Some predict that Iran will fall apart due to the separatism of ethnic minorities, but to me, this is absolute nonsense. Iran has only insignificant real minority groups; although some Iranians speak languages other than Persian, they are Iranians first and foremost. Fantasies about Azeri separatism in Iran are especially hilarious. It is as if Nazi Germany tried to lure Israel’s Hasidic Jews into a “Great Germany” separatism simply because those Jews speak Yiddish. Iranians of Azeri background are, more or less, the Iranian equivalent of Israel’s Ashkenazim.

But the borders of Iran might change.

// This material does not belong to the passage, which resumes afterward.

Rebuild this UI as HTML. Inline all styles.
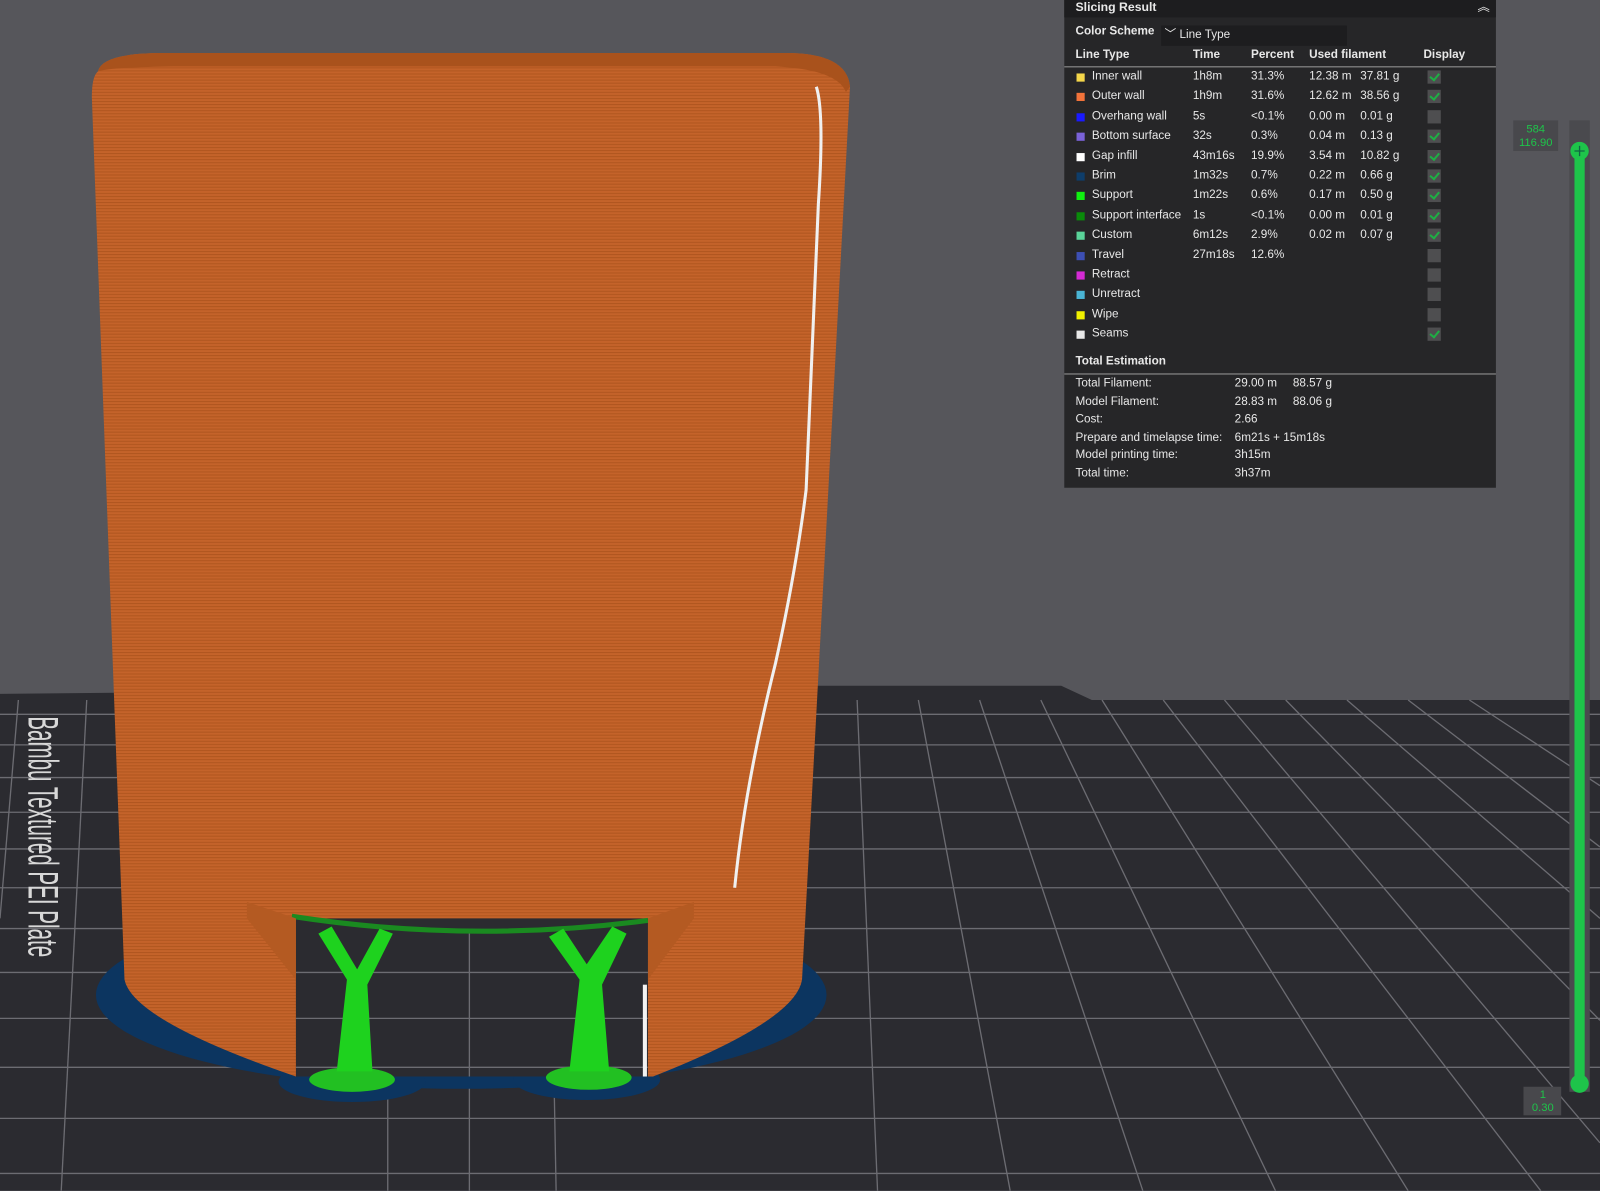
<!DOCTYPE html>
<html><head><meta charset="utf-8"><style>
html,body{margin:0;padding:0;background:#56565b;overflow:hidden;width:1600px;height:1191px}
#w{position:absolute;left:0;top:0;width:1568px;height:1167px;transform:scale(1.0204);transform-origin:0 0;font-family:"Liberation Sans",sans-serif}
#p{position:absolute;left:1043px;top:0;width:423px;height:478px;background:#262628;color:#e8e8e8;font-size:11.5px}
#p .hd{height:17px;background:#1d1d1f;font-weight:bold;padding-left:11px;line-height:15px;font-size:12px}
.r{position:absolute;left:0;height:19px;line-height:19px;width:423px}
.r span{position:absolute}
.sw{width:8px;height:8px;top:6px;left:12px}
.cb{left:356px;top:3px;width:13px;height:13px;background:#4e4e50}
.cb.on:after{content:"";position:absolute;left:4px;top:1px;width:4px;height:7px;border:solid #1fae44;border-width:0 2px 2px 0;transform:rotate(40deg)}
.b{font-weight:bold}
</style></head><body><div id="w">
<svg width="1568" height="1167" style="position:absolute;left:0;top:0">
<defs>
<pattern id="st" width="4" height="3" patternUnits="userSpaceOnUse"><rect width="4" height="3" fill="#c4632a"/><rect width="4" height="1" fill="#b0561f"/></pattern>
</defs>
<rect width="1568" height="1167" fill="#56565b"/>
<polygon points="0,680 800,672 1040,672 1070,686 1568,686 1568,1167 0,1167" fill="#2b2b30"/>
<g stroke="#6c6c72" stroke-width="1.3" fill="none">
<line x1="0" y1="700" x2="1568" y2="700"/><line x1="0" y1="730" x2="1568" y2="730"/><line x1="0" y1="762" x2="1568" y2="762"/><line x1="0" y1="796" x2="1568" y2="796"/><line x1="0" y1="832" x2="1568" y2="832"/><line x1="0" y1="870" x2="1568" y2="870"/><line x1="0" y1="910" x2="1568" y2="910"/><line x1="0" y1="953" x2="1568" y2="953"/><line x1="0" y1="998" x2="1568" y2="998"/><line x1="0" y1="1046" x2="1568" y2="1046"/><line x1="0" y1="1096" x2="1568" y2="1096"/><line x1="0" y1="1150" x2="1568" y2="1150"/>
<line x1="18" y1="686" x2="0" y2="900"/><line x1="85" y1="686" x2="60" y2="1167"/><line x1="840" y1="686" x2="860" y2="1167"/><line x1="900" y1="686" x2="990" y2="1167"/><line x1="960" y1="686" x2="1120" y2="1167"/><line x1="1020" y1="686" x2="1250" y2="1167"/><line x1="1080" y1="686" x2="1380" y2="1167"/><line x1="1140" y1="686" x2="1510" y2="1167"/><line x1="1200" y1="686" x2="1568" y2="1120"/><line x1="1260" y1="686" x2="1568" y2="1000"/><line x1="1320" y1="686" x2="1568" y2="900"/><line x1="1380" y1="686" x2="1568" y2="830"/><line x1="1440" y1="686" x2="1568" y2="770"/>
<line x1="380" y1="900" x2="380" y2="1167"/><line x1="460" y1="900" x2="460" y2="1167"/><line x1="540" y1="900" x2="545" y2="1167"/>
</g>
<text transform="translate(28,702) rotate(90) scale(0.72,1.5)" fill="#d8d8d8" font-size="28" font-family="Liberation Sans,sans-serif">Bambu Textured PEI Plate</text>
<ellipse cx="452" cy="975" rx="358" ry="92" fill="#0c3560"/>
<ellipse cx="345" cy="1060" rx="72" ry="20" fill="#0c3560"/><ellipse cx="575" cy="1058" rx="72" ry="20" fill="#0c3560"/>
<path d="M96,70 Q100,52 160,52 L770,52 Q830,52 833,85 L786,960 Q780,1000 640,1055 L290,1055 Q130,1000 122,960 L90,95 Q90,75 96,70 Z" fill="url(#st)"/>
<path d="M96,70 Q100,52 160,52 L770,52 Q830,52 833,85 L829,90 Q820,68 760,65 L170,65 Q105,66 96,70Z" fill="#a9521c"/>
<path d="M290,900 L635,900 L635,1055 L290,1055 Z" fill="#2b2b30"/>
<g stroke="#6c6c72" stroke-width="1.3"><line x1="290" y1="953" x2="635" y2="953"/><line x1="290" y1="998" x2="635" y2="998"/><line x1="290" y1="1046" x2="635" y2="1046"/><line x1="460" y1="910" x2="460" y2="1055"/></g>
<path d="M286,898 Q460,925 635,902" stroke="#1a8a20" stroke-width="5" fill="none"/>
<polygon points="242,884 290,900 290,960 242,900" fill="#b45a22"/>
<polygon points="680,884 635,900 635,960 680,900" fill="#b45a22"/>
<ellipse cx="345" cy="1058" rx="42" ry="12" fill="#22c022"/><ellipse cx="577" cy="1056" rx="42" ry="12" fill="#22c022"/>
<path d="M330,1050 L340,960 L312,915 L325,908 L350,950 L372,910 L385,915 L360,965 L365,1050Z" fill="#1ed21e"/>
<path d="M558,1050 L568,960 L538,918 L552,910 L575,945 L600,908 L614,915 L590,965 L597,1050Z" fill="#1ed21e"/>
<rect x="630" y="965" width="4" height="90" fill="#f2f2f2"/>
<path d="M800,85 Q808,110 802,200 L790,480 Q780,560 760,650 Q730,770 720,870" stroke="#f0f0f0" stroke-width="3" fill="none"/>
<rect x="1538" y="118" width="20" height="952" fill="#4a4a4e"/>
<rect x="1543" y="148" width="10" height="914" fill="#1ec44a"/>
<circle cx="1548" cy="148" r="9" fill="#1ec44a"/><path d="M1543,148h10M1548,143v10" stroke="#164" stroke-width="1.3"/>
<circle cx="1548" cy="1062" r="9" fill="#1ec44a"/>
<rect x="1483" y="118" width="44" height="30" fill="#48484c"/>
<text x="1505" y="130" fill="#1ec44a" font-size="11" text-anchor="middle">584</text><text x="1505" y="143" fill="#1ec44a" font-size="11" text-anchor="middle">116.90</text>
<rect x="1493" y="1065" width="37" height="28" fill="#48484c"/>
<text x="1512" y="1076" fill="#1ec44a" font-size="11" text-anchor="middle">1</text><text x="1512" y="1089" fill="#1ec44a" font-size="11" text-anchor="middle">0.30</text>
</svg>
<div id="p">
<div class="hd">Slicing Result<span style="position:absolute;right:6px;top:0;font-weight:normal">︽</span></div>
<div class="r b" style="top:22px"><span style="left:11px">Color Scheme</span><span style="left:95px;top:3px;height:20px;width:182px;background:#1d1d1f;line-height:19px;font-weight:normal">&nbsp;﹀ Line Type</span></div>
<div class="r b" style="top:45px"><span style="left:11px">Line Type</span><span style="left:126px">Time</span><span style="left:183px">Percent</span><span style="left:240px">Used filament</span><span style="left:352px">Display</span></div>
<div style="position:absolute;left:0;top:65px;width:423px;height:1px;background:#999"></div>
<div class="r" style="top:66px"><span class="sw" style="background:#f4d64a"></span><span style="left:27px">Inner wall</span><span style="left:126px">1h8m</span><span style="left:183px">31.3%</span><span style="left:240px">12.38 m</span><span style="left:290px">37.81 g</span><span class="cb on"></span></div>
<div class="r" style="top:85.4px"><span class="sw" style="background:#f2733a"></span><span style="left:27px">Outer wall</span><span style="left:126px">1h9m</span><span style="left:183px">31.6%</span><span style="left:240px">12.62 m</span><span style="left:290px">38.56 g</span><span class="cb on"></span></div>
<div class="r" style="top:104.8px"><span class="sw" style="background:#1a1aff"></span><span style="left:27px">Overhang wall</span><span style="left:126px">5s</span><span style="left:183px">&lt;0.1%</span><span style="left:240px">0.00 m</span><span style="left:290px">0.01 g</span><span class="cb"></span></div>
<div class="r" style="top:124.2px"><span class="sw" style="background:#7a62d8"></span><span style="left:27px">Bottom surface</span><span style="left:126px">32s</span><span style="left:183px">0.3%</span><span style="left:240px">0.04 m</span><span style="left:290px">0.13 g</span><span class="cb on"></span></div>
<div class="r" style="top:143.6px"><span class="sw" style="background:#fff"></span><span style="left:27px">Gap infill</span><span style="left:126px">43m16s</span><span style="left:183px">19.9%</span><span style="left:240px">3.54 m</span><span style="left:290px">10.82 g</span><span class="cb on"></span></div>
<div class="r" style="top:163px"><span class="sw" style="background:#0e3d6a"></span><span style="left:27px">Brim</span><span style="left:126px">1m32s</span><span style="left:183px">0.7%</span><span style="left:240px">0.22 m</span><span style="left:290px">0.66 g</span><span class="cb on"></span></div>
<div class="r" style="top:182.4px"><span class="sw" style="background:#10f010"></span><span style="left:27px">Support</span><span style="left:126px">1m22s</span><span style="left:183px">0.6%</span><span style="left:240px">0.17 m</span><span style="left:290px">0.50 g</span><span class="cb on"></span></div>
<div class="r" style="top:201.8px"><span class="sw" style="background:#0a8a0a"></span><span style="left:27px">Support interface</span><span style="left:126px">1s</span><span style="left:183px">&lt;0.1%</span><span style="left:240px">0.00 m</span><span style="left:290px">0.01 g</span><span class="cb on"></span></div>
<div class="r" style="top:221.2px"><span class="sw" style="background:#5ad49a"></span><span style="left:27px">Custom</span><span style="left:126px">6m12s</span><span style="left:183px">2.9%</span><span style="left:240px">0.02 m</span><span style="left:290px">0.07 g</span><span class="cb on"></span></div>
<div class="r" style="top:240.6px"><span class="sw" style="background:#3d4fb4"></span><span style="left:27px">Travel</span><span style="left:126px">27m18s</span><span style="left:183px">12.6%</span><span class="cb"></span></div>
<div class="r" style="top:260px"><span class="sw" style="background:#d42ad4"></span><span style="left:27px">Retract</span><span class="cb"></span></div>
<div class="r" style="top:279.4px"><span class="sw" style="background:#4ab4d4"></span><span style="left:27px">Unretract</span><span class="cb"></span></div>
<div class="r" style="top:298.8px"><span class="sw" style="background:#f0f000"></span><span style="left:27px">Wipe</span><span class="cb"></span></div>
<div class="r" style="top:318.2px"><span class="sw" style="background:#e8e8e8"></span><span style="left:27px">Seams</span><span class="cb on"></span></div>
<div class="r b" style="top:345px"><span style="left:11px">Total Estimation</span></div>
<div style="position:absolute;left:0;top:366px;width:423px;height:1px;background:#999"></div>
<div class="r" style="top:367px"><span style="left:11px">Total Filament:</span><span style="left:167px">29.00 m</span><span style="left:224px">88.57 g</span></div>
<div class="r" style="top:384.5px"><span style="left:11px">Model Filament:</span><span style="left:167px">28.83 m</span><span style="left:224px">88.06 g</span></div>
<div class="r" style="top:402px"><span style="left:11px">Cost:</span><span style="left:167px">2.66</span></div>
<div class="r" style="top:419.5px"><span style="left:11px">Prepare and timelapse time:</span><span style="left:167px">6m21s + 15m18s</span></div>
<div class="r" style="top:437px"><span style="left:11px">Model printing time:</span><span style="left:167px">3h15m</span></div>
<div class="r" style="top:454.5px"><span style="left:11px">Total time:</span><span style="left:167px">3h37m</span></div>
</div>
</div></body></html>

It is a significant topic, and once stabilization is achieved, one can envisage the enlargement, rather than the shrinking, of Iranian territory eastwards within a predictable span of time.

The position of the Iran of tomorrow as an ally of Israel will fundamentally change Israel’s strategy toward its Arab allies and partners. MBS understood this some time ago and, consequently, dragged his feet regarding a rapprochement with Israel.

Another significant point is Türkiye, which has emerged as a primary adversary of Israel since October 7, though I hope the motivations behind this shift were largely opportunistic and fundamentally misguided. However, if the IDF map is accurate, the fact that Israeli jets overflew Turkish territory on their way to Iran suggests a significant development. This possibility hints that Mr. Erdoğan is beginning to view the regional landscape through a more pragmatic lens, perhaps recognizing the inevitable devaluation of the “Ahrimanic” status quo in favor of a more stable, “upper” civilizational order.